### WRITTEN EXERCISE
Transcribe the lines below verbatim, skipping the images.
········
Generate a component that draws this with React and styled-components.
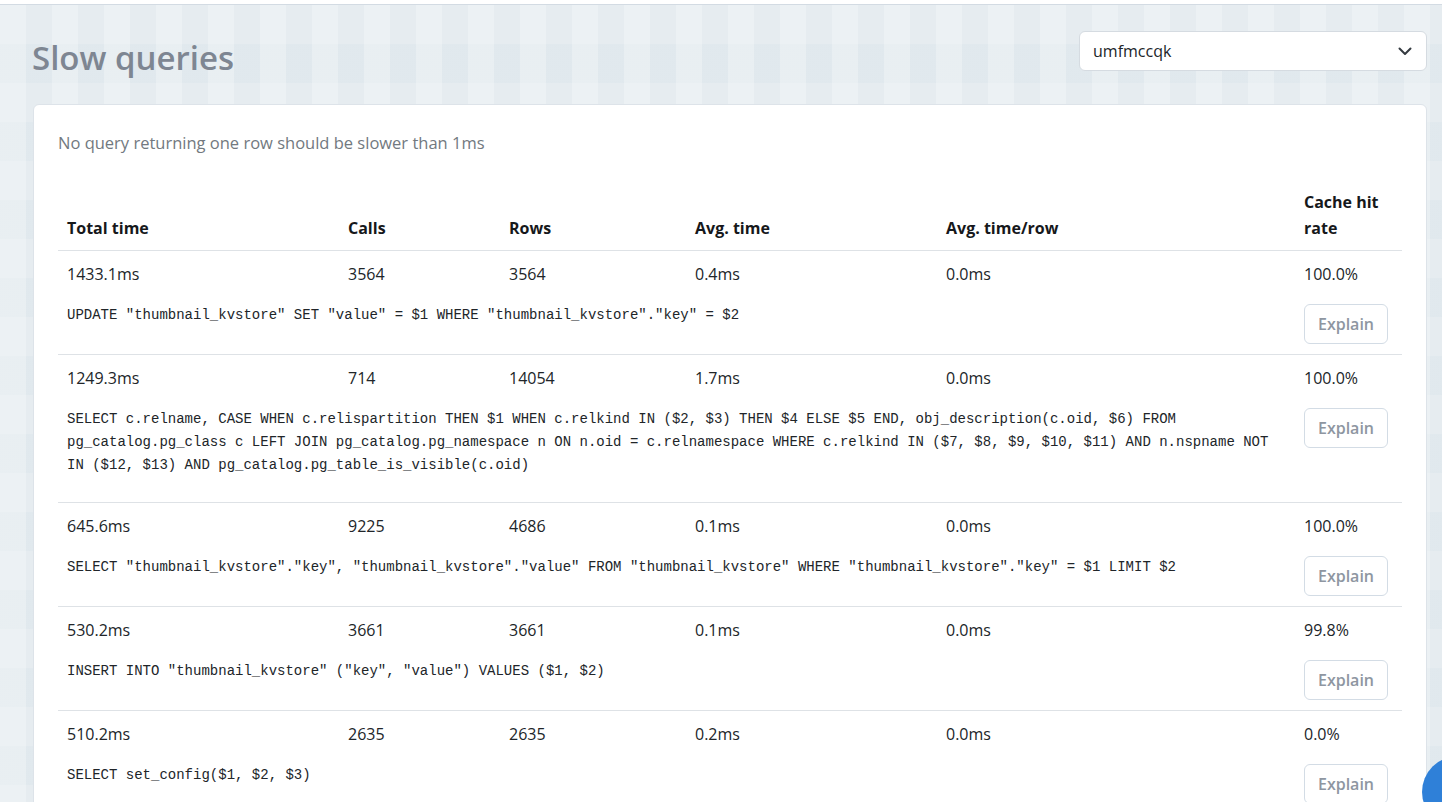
import React from 'react';
import styled, { createGlobalStyle } from 'styled-components';

const GlobalStyle = createGlobalStyle`
  html, body {
    margin: 0;
    padding: 0;
  }
  body {
    font-family: "Open Sans", "Noto Sans", sans-serif;
    color: #212529;
    background: #e6ecf0;
    overflow: hidden;
  }
`;

const queries = [
  {
    total: '1433.1ms', calls: '3564', rows: '3564', avg: '0.4ms', avgRow: '0.0ms', cache: '100.0%',
    sql: 'UPDATE "thumbnail_kvstore" SET "value" = $1 WHERE "thumbnail_kvstore"."key" = $2',
  },
  {
    total: '1249.3ms', calls: '714', rows: '14054', avg: '1.7ms', avgRow: '0.0ms', cache: '100.0%',
    sql: 'SELECT c.relname, CASE WHEN c.relispartition THEN $1 WHEN c.relkind IN ($2, $3) THEN $4 ELSE $5 END, obj_description(c.oid, $6) FROM pg_catalog.pg_class c LEFT JOIN pg_catalog.pg_namespace n ON n.oid = c.relnamespace WHERE c.relkind IN ($7, $8, $9, $10, $11) AND n.nspname NOT IN ($12, $13) AND pg_catalog.pg_table_is_visible(c.oid)',
  },
  {
    total: '645.6ms', calls: '9225', rows: '4686', avg: '0.1ms', avgRow: '0.0ms', cache: '100.0%',
    sql: 'SELECT "thumbnail_kvstore"."key", "thumbnail_kvstore"."value" FROM "thumbnail_kvstore" WHERE "thumbnail_kvstore"."key" = $1 LIMIT $2',
  },
  {
    total: '530.2ms', calls: '3661', rows: '3661', avg: '0.1ms', avgRow: '0.0ms', cache: '99.8%',
    sql: 'INSERT INTO "thumbnail_kvstore" ("key", "value") VALUES ($1, $2)',
  },
  {
    total: '510.2ms', calls: '2635', rows: '2635', avg: '0.2ms', avgRow: '0.0ms', cache: '0.0%',
    sql: 'SELECT set_config($1, $2, $3)',
  },
];

const columns = [
  { label: 'Total time', width: 281 },
  { label: 'Calls', width: 161 },
  { label: 'Rows', width: 186 },
  { label: 'Avg. time', width: 251 },
  { label: 'Avg. time/row', width: 358 },
  { label: 'Cache hit rate', width: 107 },
];

export default function App() {
  return (
    <>
      <GlobalStyle />
      <TopStrip />
      <Page>
        <Header>
          <Title>Slow queries</Title>
          <SelectWrap>
            <Select defaultValue="umfmccqk">
              <option value="umfmccqk">umfmccqk</option>
            </Select>
            <Chevron width="14" height="9" viewBox="0 0 14 9">
              <path d="M1.5 1.5 L7 7 L12.5 1.5" fill="none" stroke="#343a40" strokeWidth="2" strokeLinecap="round" strokeLinejoin="round" />
            </Chevron>
          </SelectWrap>
        </Header>

        <Card>
          <Lead>No query returning one row should be slower than 1ms</Lead>
          <Table>
            <colgroup>
              {columns.map((c) => <col key={c.label} style={{ width: c.width }} />)}
            </colgroup>
            <thead>
              <tr>
                {columns.map((c) => <Th key={c.label}>{c.label}</Th>)}
              </tr>
            </thead>
            <tbody>
              {queries.map((q, i) => (
                <React.Fragment key={i}>
                  <tr>
                    <Td>{q.total}</Td>
                    <Td>{q.calls}</Td>
                    <Td>{q.rows}</Td>
                    <Td>{q.avg}</Td>
                    <Td>{q.avgRow}</Td>
                    <Td>{q.cache}</Td>
                  </tr>
                  <tr>
                    <SqlCell colSpan={5}>
                      <Sql>{q.sql}</Sql>
                    </SqlCell>
                    <SqlCell>
                      <ExplainButton>Explain</ExplainButton>
                    </SqlCell>
                  </tr>
                </React.Fragment>
              ))}
            </tbody>
          </Table>
        </Card>
      </Page>
      <Fab />
    </>
  );
}

const TopStrip = styled.div`
  height: 4px;
  background: #ffffff;
  border-bottom: 1px solid #d3dbe3;
`;

const Page = styled.div`
  min-height: 900px;
  padding: 26px 15px 0 33px;
  background-color: #e6ecf0;
  background-image:
    linear-gradient(90deg, rgba(255,255,255,0.25) 50%, transparent 50%),
    linear-gradient(0deg, rgba(210,222,230,0.25) 50%, transparent 50%);
  background-size: 52px 52px, 78px 78px;
`;

const Header = styled.div`
  display: flex;
  justify-content: space-between;
  align-items: flex-start;
  height: 45px;
`;

const Title = styled.h1`
  margin: 7px 0 0 -1px;
  font-size: 33px;
  line-height: 40px;
  font-weight: 600;
  color: #7e8692;
`;

const SelectWrap = styled.div`
  position: relative;
  width: 348px;
`;

const Select = styled.select`
  appearance: none;
  width: 100%;
  height: 40px;
  padding: 0 40px 0 13px;
  border: 1px solid #d5dbe1;
  border-radius: 6px;
  background: #ffffff;
  font-family: "Open Sans", "Noto Sans", sans-serif;
  font-size: 16px;
  color: #212529;
`;

const Chevron = styled.svg`
  position: absolute;
  right: 15px;
  top: 16px;
  pointer-events: none;
`;

const Card = styled.div`
  margin-top: 28px;
  background: #ffffff;
  border: 1px solid #dde3e9;
  border-radius: 6px;
  padding: 26px 24px 40px;
`;

const Lead = styled.p`
  margin: 0 0 24px;
  font-size: 16.5px;
  line-height: 24px;
  color: #727980;
`;

const Table = styled.table`
  width: 100%;
  table-layout: fixed;
  border-collapse: collapse;
  font-size: 16px;
`;

const Th = styled.th`
  text-align: left;
  vertical-align: bottom;
  padding: 10px 8px 9px 9px;
  font-weight: 700;
  line-height: 26px;
  color: #16181b;
  border-bottom: 1px solid #dee2e6;
`;

const Td = styled.td`
  padding: 11px 8px 9px 9px;
  line-height: 24px;
  vertical-align: top;
  color: #212529;
`;

const SqlCell = styled.td`
  padding: 9px 8px 10px 9px;
  vertical-align: top;
  border-bottom: 1px solid #dee2e6;
`;

const Sql = styled.pre`
  margin: 0 0 15px;
  font-family: "Liberation Mono", "DejaVu Sans Mono", monospace;
  font-size: 14px;
  line-height: 23px;
  white-space: pre-wrap;
  color: #212529;
`;

const ExplainButton = styled.button`
  display: block;
  width: 84px;
  height: 40px;
  padding: 0;
  border: 1px solid #d3dce5;
  border-radius: 6px;
  background: #ffffff;
  font-family: "Open Sans", "Noto Sans", sans-serif;
  font-size: 16px;
  font-weight: 600;
  color: #8e96a1;
`;

const Fab = styled.div`
  position: fixed;
  left: 1422px;
  top: 756px;
  width: 72px;
  height: 72px;
  border-radius: 50%;
  background: #2f80d8;
`;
········
### REPLY
Generate a component that draws this with React and styled-components.
import React from 'react';
import styled, { createGlobalStyle } from 'styled-components';

const GlobalStyle = createGlobalStyle`
  html, body {
    margin: 0;
    padding: 0;
  }
  body {
    font-family: "Open Sans", "Noto Sans", sans-serif;
    color: #212529;
    background: #e6ecf0;
    overflow: hidden;
  }
`;

const queries = [
  {
    total: '1433.1ms', calls: '3564', rows: '3564', avg: '0.4ms', avgRow: '0.0ms', cache: '100.0%',
    sql: 'UPDATE "thumbnail_kvstore" SET "value" = $1 WHERE "thumbnail_kvstore"."key" = $2',
  },
  {
    total: '1249.3ms', calls: '714', rows: '14054', avg: '1.7ms', avgRow: '0.0ms', cache: '100.0%',
    sql: 'SELECT c.relname, CASE WHEN c.relispartition THEN $1 WHEN c.relkind IN ($2, $3) THEN $4 ELSE $5 END, obj_description(c.oid, $6) FROM pg_catalog.pg_class c LEFT JOIN pg_catalog.pg_namespace n ON n.oid = c.relnamespace WHERE c.relkind IN ($7, $8, $9, $10, $11) AND n.nspname NOT IN ($12, $13) AND pg_catalog.pg_table_is_visible(c.oid)',
  },
  {
    total: '645.6ms', calls: '9225', rows: '4686', avg: '0.1ms', avgRow: '0.0ms', cache: '100.0%',
    sql: 'SELECT "thumbnail_kvstore"."key", "thumbnail_kvstore"."value" FROM "thumbnail_kvstore" WHERE "thumbnail_kvstore"."key" = $1 LIMIT $2',
  },
  {
    total: '530.2ms', calls: '3661', rows: '3661', avg: '0.1ms', avgRow: '0.0ms', cache: '99.8%',
    sql: 'INSERT INTO "thumbnail_kvstore" ("key", "value") VALUES ($1, $2)',
  },
  {
    total: '510.2ms', calls: '2635', rows: '2635', avg: '0.2ms', avgRow: '0.0ms', cache: '0.0%',
    sql: 'SELECT set_config($1, $2, $3)',
  },
];

const columns = [
  { label: 'Total time', width: 281 },
  { label: 'Calls', width: 161 },
  { label: 'Rows', width: 186 },
  { label: 'Avg. time', width: 251 },
  { label: 'Avg. time/row', width: 358 },
  { label: 'Cache hit rate', width: 107 },
];

export default function App() {
  return (
    <>
      <GlobalStyle />
      <TopStrip />
      <Page>
        <Header>
          <Title>Slow queries</Title>
          <SelectWrap>
            <Select defaultValue="umfmccqk">
              <option value="umfmccqk">umfmccqk</option>
            </Select>
            <Chevron width="14" height="9" viewBox="0 0 14 9">
              <path d="M1.5 1.5 L7 7 L12.5 1.5" fill="none" stroke="#343a40" strokeWidth="2" strokeLinecap="round" strokeLinejoin="round" />
            </Chevron>
          </SelectWrap>
        </Header>

        <Card>
          <Lead>No query returning one row should be slower than 1ms</Lead>
          <Table>
            <colgroup>
              {columns.map((c) => <col key={c.label} style={{ width: c.width }} />)}
            </colgroup>
            <thead>
              <tr>
                {columns.map((c) => <Th key={c.label}>{c.label}</Th>)}
              </tr>
            </thead>
            <tbody>
              {queries.map((q, i) => (
                <React.Fragment key={i}>
                  <tr>
                    <Td>{q.total}</Td>
                    <Td>{q.calls}</Td>
                    <Td>{q.rows}</Td>
                    <Td>{q.avg}</Td>
                    <Td>{q.avgRow}</Td>
                    <Td>{q.cache}</Td>
                  </tr>
                  <tr>
                    <SqlCell colSpan={5}>
                      <Sql>{q.sql}</Sql>
                    </SqlCell>
                    <SqlCell>
                      <ExplainButton>Explain</ExplainButton>
                    </SqlCell>
                  </tr>
                </React.Fragment>
              ))}
            </tbody>
          </Table>
        </Card>
      </Page>
      <Fab />
    </>
  );
}

const TopStrip = styled.div`
  height: 4px;
  background: #ffffff;
  border-bottom: 1px solid #d3dbe3;
`;

const Page = styled.div`
  min-height: 900px;
  padding: 26px 15px 0 33px;
  background-color: #e6ecf0;
  background-image:
    linear-gradient(90deg, rgba(255,255,255,0.25) 50%, transparent 50%),
    linear-gradient(0deg, rgba(210,222,230,0.25) 50%, transparent 50%);
  background-size: 52px 52px, 78px 78px;
`;

const Header = styled.div`
  display: flex;
  justify-content: space-between;
  align-items: flex-start;
  height: 45px;
`;

const Title = styled.h1`
  margin: 7px 0 0 -1px;
  font-size: 33px;
  line-height: 40px;
  font-weight: 600;
  color: #7e8692;
`;

const SelectWrap = styled.div`
  position: relative;
  width: 348px;
`;

const Select = styled.select`
  appearance: none;
  width: 100%;
  height: 40px;
  padding: 0 40px 0 13px;
  border: 1px solid #d5dbe1;
  border-radius: 6px;
  background: #ffffff;
  font-family: "Open Sans", "Noto Sans", sans-serif;
  font-size: 16px;
  color: #212529;
`;

const Chevron = styled.svg`
  position: absolute;
  right: 15px;
  top: 16px;
  pointer-events: none;
`;

const Card = styled.div`
  margin-top: 28px;
  background: #ffffff;
  border: 1px solid #dde3e9;
  border-radius: 6px;
  padding: 26px 24px 40px;
`;

const Lead = styled.p`
  margin: 0 0 24px;
  font-size: 16.5px;
  line-height: 24px;
  color: #727980;
`;

const Table = styled.table`
  width: 100%;
  table-layout: fixed;
  border-collapse: collapse;
  font-size: 16px;
`;

const Th = styled.th`
  text-align: left;
  vertical-align: bottom;
  padding: 10px 8px 9px 9px;
  font-weight: 700;
  line-height: 26px;
  color: #16181b;
  border-bottom: 1px solid #dee2e6;
`;

const Td = styled.td`
  padding: 11px 8px 9px 9px;
  line-height: 24px;
  vertical-align: top;
  color: #212529;
`;

const SqlCell = styled.td`
  padding: 9px 8px 10px 9px;
  vertical-align: top;
  border-bottom: 1px solid #dee2e6;
`;

const Sql = styled.pre`
  margin: 0 0 15px;
  font-family: "Liberation Mono", "DejaVu Sans Mono", monospace;
  font-size: 14px;
  line-height: 23px;
  white-space: pre-wrap;
  color: #212529;
`;

const ExplainButton = styled.button`
  display: block;
  width: 84px;
  height: 40px;
  padding: 0;
  border: 1px solid #d3dce5;
  border-radius: 6px;
  background: #ffffff;
  font-family: "Open Sans", "Noto Sans", sans-serif;
  font-size: 16px;
  font-weight: 600;
  color: #8e96a1;
`;

const Fab = styled.div`
  position: fixed;
  left: 1422px;
  top: 756px;
  width: 72px;
  height: 72px;
  border-radius: 50%;
  background: #2f80d8;
`;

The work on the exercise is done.